* **Stored entries**
========================================================================

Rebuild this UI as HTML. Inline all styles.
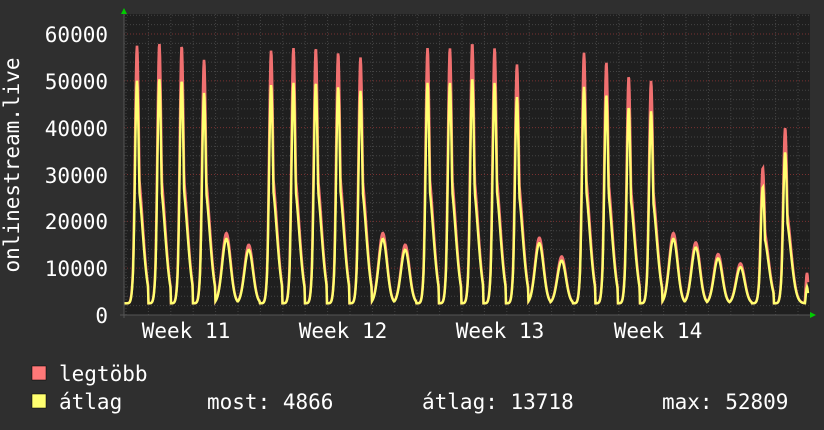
<!DOCTYPE html>
<html><head><meta charset="utf-8"><style>
html,body{margin:0;padding:0;background:#2f2f2f;width:824px;height:430px;overflow:hidden}
svg{display:block}
text{font-family:"DejaVu Sans Mono","Liberation Mono",monospace;fill:#fff;font-size:21px}
</style></head><body>
<svg id="s" width="824" height="430" xmlns="http://www.w3.org/2000/svg">
<rect x="0" y="0" width="824" height="430" fill="#2f2f2f"/>
<rect x="124" y="14" width="686" height="301" fill="#1f1f1f"/>
<g id="grid"></g>
<path id="mx" fill="none" stroke="#f07070" stroke-width="2.6"/>
<path id="av" fill="none" stroke="#ffff70" stroke-width="2.4"/>
<line x1="124" y1="10" x2="124" y2="318" stroke="#555" stroke-width="1"/>
<line x1="120" y1="315" x2="814" y2="315" stroke="#555" stroke-width="1"/>
<polygon points="121,14 127,14 124,8" fill="#00cc00"/>
<polygon points="810,312 810,318 816,315" fill="#00cc00"/>
<g text-anchor="end">
<text x="108" y="42">60000</text>
<text x="108" y="89">50000</text>
<text x="108" y="136">40000</text>
<text x="108" y="183">30000</text>
<text x="108" y="229">20000</text>
<text x="108" y="276">10000</text>
<text x="108" y="323">0</text>
</g>
<text transform="translate(19,165) rotate(-90)" text-anchor="middle">onlinestream.live</text>
<g text-anchor="middle">
<text x="186" y="338">Week 11</text>
<text x="343" y="338">Week 12</text>
<text x="500" y="338">Week 13</text>
<text x="658" y="338">Week 14</text>
</g>
<rect x="32" y="366" width="14" height="14" fill="#ff7878" stroke="#000" stroke-width="0.5"/>
<rect x="32" y="394" width="14" height="14" fill="#ffff70" stroke="#000" stroke-width="0.5"/>
<text x="59" y="381">legtöbb</text>
<text x="59" y="409">átlag</text>
<text x="207" y="409">most: 4866</text>
<text x="422" y="409">átlag: 13718</text>
<text x="662" y="409">max: 52809</text>
</svg>
<script>
var ns="http://www.w3.org/2000/svg",g=document.getElementById('grid');
function ln(x1,y1,x2,y2,c){var l=document.createElementNS(ns,'line');l.setAttribute('x1',x1);l.setAttribute('y1',y1);l.setAttribute('x2',x2);l.setAttribute('y2',y2);l.setAttribute('stroke',c);l.setAttribute('stroke-width',1);l.setAttribute('stroke-dasharray','1,2');g.appendChild(l);}
var Y=function(v){return 315-v*(281/60000);};
for(var v=2000;v<=64000;v+=2000){ln(124,Y(v),810,Y(v),v%10000==0?'#7a3030':'#444');}
for(var x=126;x<810;x+=22.4){ln(x,14,x,315,'#444');}
var peaks=[57500,58000,57500,54500,17500,15000,56500,57000,57000,56000,55000,17500,15000,57000,57000,58000,57000,53500,16500,12500,56000,54000,51000,50000,17500,15500,13000,11000,31500,40000];
var mx="",av="";
for(var px=124;px<=808;px+=0.5){
 var d=Math.round((px-137)/22.35);if(d<0)d=0;if(d>29)d=29;
 var c=137+d*22.35,dx=px-c,p=peaks[d];
 var big=p>30000,vm,va;
 if(big){
  var sp=Math.exp(-dx*dx/(2*2.0*2.0));
  var br=dx<0?Math.exp(-dx*dx/(2*2.4*2.4)):Math.exp(-dx*dx/(2*5.5*5.5));
  var bb=Math.min(29000,p*0.52);
  vm=2500+Math.max((p-2500)*sp,(bb)*br);
  va=2500+Math.max((p*0.87-2500)*sp,(bb*0.9)*br);
 }else{
  var br2=Math.exp(-dx*dx/(2*4.2*4.2));
  vm=2500+(p-2500)*br2;va=2500+(p*0.93-2500)*br2;
 }
 if(px>802){vm=Math.max(vm,9000*Math.exp(-(px-807)*(px-807)/4));va=Math.max(va,6000*Math.exp(-(px-807)*(px-807)/4));}
 mx+=(px==124?"M":"L")+px+","+Y(vm).toFixed(1);
 av+=(px==124?"M":"L")+px+","+Y(va).toFixed(1);
}
document.getElementById('mx').setAttribute('d',mx);
document.getElementById('av').setAttribute('d',av);
</script>
</body></html>
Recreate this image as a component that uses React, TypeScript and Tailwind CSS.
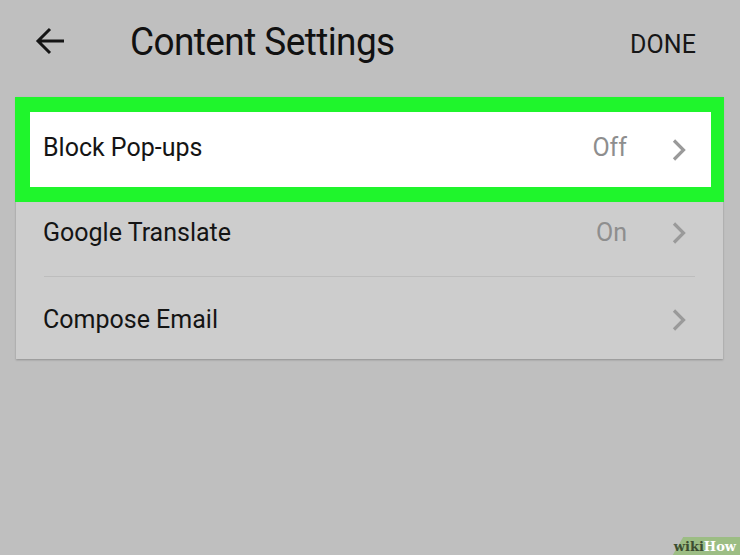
import React from "react";

function Chevron() {
  return (
    <svg width="16" height="24" viewBox="0 0 16 24" className="shrink-0">
      <path d="M3 2.5 L12.5 12 L3 21.5" fill="none" stroke="#9a9a9a" strokeWidth="3.2" strokeLinecap="butt" strokeLinejoin="miter" />
    </svg>
  );
}

export default function App() {
  return (
    <div
      className="relative w-[740px] h-[555px] overflow-hidden bg-[#bfbfbf]"
      style={{ fontFamily: "Roboto, 'Noto Sans', sans-serif" }}
    >
      {/* Header */}
      <div className="flex items-center h-[82px]">
        <div className="w-[130px] pl-[35px] flex items-center">
          <svg width="31" height="30" viewBox="0 0 31 30">
            <path d="M29 15 H4 M15 3 L3 15 L15 27" fill="none" stroke="#151515" strokeWidth="3" />
          </svg>
        </div>
        <div className="flex-1 text-[37px] leading-none text-[#111111] tracking-[-0.6px] scale-y-[1.06]">Content Settings</div>
        <div className="pr-[44px] mt-[7px] text-[25px] text-[#161616] tracking-[0.1px] scale-y-[1.05]">DONE</div>
      </div>

      {/* Card */}
      <div className="mt-[15px] mx-[16px] w-[707px] bg-[#cdcdcd] shadow-[0_1px_2px_rgba(0,0,0,0.25)]">
        <div className="-mx-px h-[105px] border-t-[15px] border-b-[15px] border-l-[15px] border-r-[13px] border-[#1ff52c] bg-white flex items-center pl-[13px] pr-[24px]">
          <div className="flex-1 text-[25px] text-[#141414] -mt-[3px]">Block Pop-ups</div>
          <div className="text-[25px] text-[#8e8e8e] mr-[44px] -mt-[3px]">Off</div>
          <Chevron />
        </div>
        <div className="h-[74px] flex items-center pb-[12px] pl-[27px] pr-[36px]">
          <div className="flex-1 text-[25px] text-[#141414]">Google Translate</div>
          <div className="text-[25px] text-[#8e8e8e] mr-[44px]">On</div>
          <Chevron />
        </div>
        <div className="mx-[28px] h-px bg-[#bdbdbd]" />
        <div className="h-[82px] flex items-center pt-[4px] pl-[27px] pr-[36px]">
          <div className="flex-1 text-[25px] text-[#141414]">Compose Email</div>
          <Chevron />
        </div>
      </div>

      {/* wikiHow watermark */}
      <div className="absolute right-[-8px] bottom-0 h-[18px] w-[70px] bg-[#9cbd84] -skew-x-[30deg]" />
      <div
        className="absolute right-[4px] bottom-[2px] text-[13px] font-bold leading-none"
        style={{ fontFamily: "'DejaVu Serif', serif" }}
      >
        <span className="text-[#3d4d30]">wiki</span>
        <span className="text-white">How</span>
      </div>
    </div>
  );
}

========================================================================

* **Given problem**
Without the pictures, give again only the lines beginning at the line that contains "Recreate this image" and stopping after the line that contains "import React from", exactly as written.

* **Output of the exercise**
Recreate this image as a component that uses React, TypeScript and Tailwind CSS.
import React from "react";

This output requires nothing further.